------ SOURCE MATERIAL

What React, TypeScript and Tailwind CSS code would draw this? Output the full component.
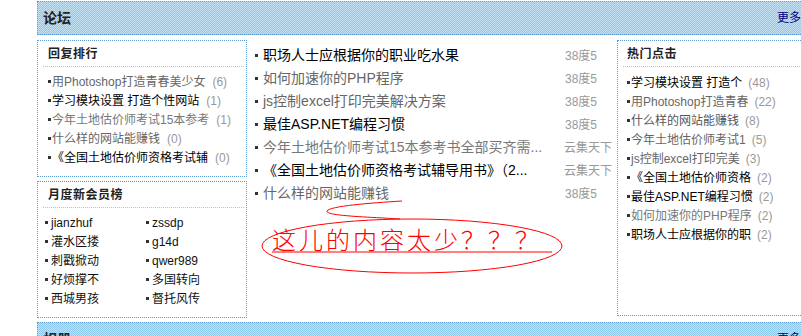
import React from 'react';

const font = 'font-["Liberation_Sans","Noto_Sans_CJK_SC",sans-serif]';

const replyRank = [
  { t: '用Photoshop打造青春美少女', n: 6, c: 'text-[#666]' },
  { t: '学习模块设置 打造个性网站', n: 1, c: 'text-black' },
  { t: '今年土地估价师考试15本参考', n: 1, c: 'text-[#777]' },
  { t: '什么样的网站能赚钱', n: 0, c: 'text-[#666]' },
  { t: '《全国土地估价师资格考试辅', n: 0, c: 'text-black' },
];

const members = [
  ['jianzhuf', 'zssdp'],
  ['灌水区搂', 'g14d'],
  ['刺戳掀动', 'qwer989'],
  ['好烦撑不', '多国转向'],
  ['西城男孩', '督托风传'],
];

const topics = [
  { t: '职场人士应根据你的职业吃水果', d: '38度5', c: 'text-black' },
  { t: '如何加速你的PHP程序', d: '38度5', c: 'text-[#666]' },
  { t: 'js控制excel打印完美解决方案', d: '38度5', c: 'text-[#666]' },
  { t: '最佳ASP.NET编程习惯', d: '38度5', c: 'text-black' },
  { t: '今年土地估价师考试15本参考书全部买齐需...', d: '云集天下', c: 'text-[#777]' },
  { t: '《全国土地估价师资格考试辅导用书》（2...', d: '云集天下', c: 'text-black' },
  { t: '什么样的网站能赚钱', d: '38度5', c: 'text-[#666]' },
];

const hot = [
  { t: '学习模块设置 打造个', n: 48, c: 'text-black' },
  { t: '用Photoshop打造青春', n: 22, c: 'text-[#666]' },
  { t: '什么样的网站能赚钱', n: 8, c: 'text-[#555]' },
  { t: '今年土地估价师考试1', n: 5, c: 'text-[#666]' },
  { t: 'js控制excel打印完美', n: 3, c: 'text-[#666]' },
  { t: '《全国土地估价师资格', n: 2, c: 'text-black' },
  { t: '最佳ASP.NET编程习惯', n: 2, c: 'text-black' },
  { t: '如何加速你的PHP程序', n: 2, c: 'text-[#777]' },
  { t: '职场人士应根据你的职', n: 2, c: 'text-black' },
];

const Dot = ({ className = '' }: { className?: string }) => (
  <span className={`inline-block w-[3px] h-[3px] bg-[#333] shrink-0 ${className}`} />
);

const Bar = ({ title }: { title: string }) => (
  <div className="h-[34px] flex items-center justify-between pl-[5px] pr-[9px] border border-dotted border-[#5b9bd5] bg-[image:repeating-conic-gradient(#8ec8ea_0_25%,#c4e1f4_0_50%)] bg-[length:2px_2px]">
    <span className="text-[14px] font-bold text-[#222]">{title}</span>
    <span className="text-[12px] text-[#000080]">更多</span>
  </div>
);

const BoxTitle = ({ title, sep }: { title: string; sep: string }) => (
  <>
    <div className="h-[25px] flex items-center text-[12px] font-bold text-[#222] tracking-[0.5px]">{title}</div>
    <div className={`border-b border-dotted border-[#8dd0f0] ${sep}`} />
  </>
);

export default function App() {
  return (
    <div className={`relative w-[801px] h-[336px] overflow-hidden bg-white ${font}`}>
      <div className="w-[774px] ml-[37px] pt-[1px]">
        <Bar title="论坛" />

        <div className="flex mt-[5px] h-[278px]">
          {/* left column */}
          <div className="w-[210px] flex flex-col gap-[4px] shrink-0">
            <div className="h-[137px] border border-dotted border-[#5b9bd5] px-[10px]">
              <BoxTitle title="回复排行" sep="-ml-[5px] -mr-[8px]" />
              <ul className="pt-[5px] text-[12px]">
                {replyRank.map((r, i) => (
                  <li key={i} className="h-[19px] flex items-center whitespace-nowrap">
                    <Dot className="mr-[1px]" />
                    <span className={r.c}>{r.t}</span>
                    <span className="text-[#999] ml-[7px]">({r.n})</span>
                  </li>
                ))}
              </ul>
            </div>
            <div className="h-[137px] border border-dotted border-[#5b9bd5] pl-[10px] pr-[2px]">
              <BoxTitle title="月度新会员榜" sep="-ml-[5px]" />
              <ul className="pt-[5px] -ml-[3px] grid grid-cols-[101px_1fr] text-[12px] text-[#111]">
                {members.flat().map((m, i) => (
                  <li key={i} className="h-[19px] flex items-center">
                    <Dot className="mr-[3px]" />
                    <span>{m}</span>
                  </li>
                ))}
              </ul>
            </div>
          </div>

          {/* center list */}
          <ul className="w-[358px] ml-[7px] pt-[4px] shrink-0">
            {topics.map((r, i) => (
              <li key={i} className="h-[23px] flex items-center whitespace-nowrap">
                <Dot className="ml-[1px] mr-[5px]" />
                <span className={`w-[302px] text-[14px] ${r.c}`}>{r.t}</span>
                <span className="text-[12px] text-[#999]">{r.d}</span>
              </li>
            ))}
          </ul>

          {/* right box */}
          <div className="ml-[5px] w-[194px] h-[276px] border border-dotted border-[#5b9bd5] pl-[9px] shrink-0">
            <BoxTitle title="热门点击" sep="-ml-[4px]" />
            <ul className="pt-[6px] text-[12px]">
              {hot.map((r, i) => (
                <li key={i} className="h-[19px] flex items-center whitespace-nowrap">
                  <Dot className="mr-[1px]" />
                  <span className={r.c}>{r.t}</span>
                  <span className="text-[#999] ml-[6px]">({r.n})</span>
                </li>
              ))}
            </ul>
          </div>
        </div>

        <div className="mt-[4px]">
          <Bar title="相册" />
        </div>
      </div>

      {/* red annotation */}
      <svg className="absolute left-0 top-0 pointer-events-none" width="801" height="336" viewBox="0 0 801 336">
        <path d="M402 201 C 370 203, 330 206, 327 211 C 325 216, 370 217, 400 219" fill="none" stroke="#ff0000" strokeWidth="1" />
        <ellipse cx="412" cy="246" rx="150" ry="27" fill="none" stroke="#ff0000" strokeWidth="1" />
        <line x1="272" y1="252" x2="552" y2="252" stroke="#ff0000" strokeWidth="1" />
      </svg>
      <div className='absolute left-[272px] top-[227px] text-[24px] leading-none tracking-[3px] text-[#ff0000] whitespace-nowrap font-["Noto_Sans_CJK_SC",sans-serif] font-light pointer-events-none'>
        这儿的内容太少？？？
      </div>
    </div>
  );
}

------------

_TASK TO COMPLETE_. Word for word, quote the full listing, omitting every picture.

_EXPECTED ANSWER_.
What React, TypeScript and Tailwind CSS code would draw this? Output the full component.
import React from 'react';

const font = 'font-["Liberation_Sans","Noto_Sans_CJK_SC",sans-serif]';

const replyRank = [
  { t: '用Photoshop打造青春美少女', n: 6, c: 'text-[#666]' },
  { t: '学习模块设置 打造个性网站', n: 1, c: 'text-black' },
  { t: '今年土地估价师考试15本参考', n: 1, c: 'text-[#777]' },
  { t: '什么样的网站能赚钱', n: 0, c: 'text-[#666]' },
  { t: '《全国土地估价师资格考试辅', n: 0, c: 'text-black' },
];

const members = [
  ['jianzhuf', 'zssdp'],
  ['灌水区搂', 'g14d'],
  ['刺戳掀动', 'qwer989'],
  ['好烦撑不', '多国转向'],
  ['西城男孩', '督托风传'],
];

const topics = [
  { t: '职场人士应根据你的职业吃水果', d: '38度5', c: 'text-black' },
  { t: '如何加速你的PHP程序', d: '38度5', c: 'text-[#666]' },
  { t: 'js控制excel打印完美解决方案', d: '38度5', c: 'text-[#666]' },
  { t: '最佳ASP.NET编程习惯', d: '38度5', c: 'text-black' },
  { t: '今年土地估价师考试15本参考书全部买齐需...', d: '云集天下', c: 'text-[#777]' },
  { t: '《全国土地估价师资格考试辅导用书》（2...', d: '云集天下', c: 'text-black' },
  { t: '什么样的网站能赚钱', d: '38度5', c: 'text-[#666]' },
];

const hot = [
  { t: '学习模块设置 打造个', n: 48, c: 'text-black' },
  { t: '用Photoshop打造青春', n: 22, c: 'text-[#666]' },
  { t: '什么样的网站能赚钱', n: 8, c: 'text-[#555]' },
  { t: '今年土地估价师考试1', n: 5, c: 'text-[#666]' },
  { t: 'js控制excel打印完美', n: 3, c: 'text-[#666]' },
  { t: '《全国土地估价师资格', n: 2, c: 'text-black' },
  { t: '最佳ASP.NET编程习惯', n: 2, c: 'text-black' },
  { t: '如何加速你的PHP程序', n: 2, c: 'text-[#777]' },
  { t: '职场人士应根据你的职', n: 2, c: 'text-black' },
];

const Dot = ({ className = '' }: { className?: string }) => (
  <span className={`inline-block w-[3px] h-[3px] bg-[#333] shrink-0 ${className}`} />
);

const Bar = ({ title }: { title: string }) => (
  <div className="h-[34px] flex items-center justify-between pl-[5px] pr-[9px] border border-dotted border-[#5b9bd5] bg-[image:repeating-conic-gradient(#8ec8ea_0_25%,#c4e1f4_0_50%)] bg-[length:2px_2px]">
    <span className="text-[14px] font-bold text-[#222]">{title}</span>
    <span className="text-[12px] text-[#000080]">更多</span>
  </div>
);

const BoxTitle = ({ title, sep }: { title: string; sep: string }) => (
  <>
    <div className="h-[25px] flex items-center text-[12px] font-bold text-[#222] tracking-[0.5px]">{title}</div>
    <div className={`border-b border-dotted border-[#8dd0f0] ${sep}`} />
  </>
);

export default function App() {
  return (
    <div className={`relative w-[801px] h-[336px] overflow-hidden bg-white ${font}`}>
      <div className="w-[774px] ml-[37px] pt-[1px]">
        <Bar title="论坛" />

        <div className="flex mt-[5px] h-[278px]">
          {/* left column */}
          <div className="w-[210px] flex flex-col gap-[4px] shrink-0">
            <div className="h-[137px] border border-dotted border-[#5b9bd5] px-[10px]">
              <BoxTitle title="回复排行" sep="-ml-[5px] -mr-[8px]" />
              <ul className="pt-[5px] text-[12px]">
                {replyRank.map((r, i) => (
                  <li key={i} className="h-[19px] flex items-center whitespace-nowrap">
                    <Dot className="mr-[1px]" />
                    <span className={r.c}>{r.t}</span>
                    <span className="text-[#999] ml-[7px]">({r.n})</span>
                  </li>
                ))}
              </ul>
            </div>
            <div className="h-[137px] border border-dotted border-[#5b9bd5] pl-[10px] pr-[2px]">
              <BoxTitle title="月度新会员榜" sep="-ml-[5px]" />
              <ul className="pt-[5px] -ml-[3px] grid grid-cols-[101px_1fr] text-[12px] text-[#111]">
                {members.flat().map((m, i) => (
                  <li key={i} className="h-[19px] flex items-center">
                    <Dot className="mr-[3px]" />
                    <span>{m}</span>
                  </li>
                ))}
              </ul>
            </div>
          </div>

          {/* center list */}
          <ul className="w-[358px] ml-[7px] pt-[4px] shrink-0">
            {topics.map((r, i) => (
              <li key={i} className="h-[23px] flex items-center whitespace-nowrap">
                <Dot className="ml-[1px] mr-[5px]" />
                <span className={`w-[302px] text-[14px] ${r.c}`}>{r.t}</span>
                <span className="text-[12px] text-[#999]">{r.d}</span>
              </li>
            ))}
          </ul>

          {/* right box */}
          <div className="ml-[5px] w-[194px] h-[276px] border border-dotted border-[#5b9bd5] pl-[9px] shrink-0">
            <BoxTitle title="热门点击" sep="-ml-[4px]" />
            <ul className="pt-[6px] text-[12px]">
              {hot.map((r, i) => (
                <li key={i} className="h-[19px] flex items-center whitespace-nowrap">
                  <Dot className="mr-[1px]" />
                  <span className={r.c}>{r.t}</span>
                  <span className="text-[#999] ml-[6px]">({r.n})</span>
                </li>
              ))}
            </ul>
          </div>
        </div>

        <div className="mt-[4px]">
          <Bar title="相册" />
        </div>
      </div>

      {/* red annotation */}
      <svg className="absolute left-0 top-0 pointer-events-none" width="801" height="336" viewBox="0 0 801 336">
        <path d="M402 201 C 370 203, 330 206, 327 211 C 325 216, 370 217, 400 219" fill="none" stroke="#ff0000" strokeWidth="1" />
        <ellipse cx="412" cy="246" rx="150" ry="27" fill="none" stroke="#ff0000" strokeWidth="1" />
        <line x1="272" y1="252" x2="552" y2="252" stroke="#ff0000" strokeWidth="1" />
      </svg>
      <div className='absolute left-[272px] top-[227px] text-[24px] leading-none tracking-[3px] text-[#ff0000] whitespace-nowrap font-["Noto_Sans_CJK_SC",sans-serif] font-light pointer-events-none'>
        这儿的内容太少？？？
      </div>
    </div>
  );
}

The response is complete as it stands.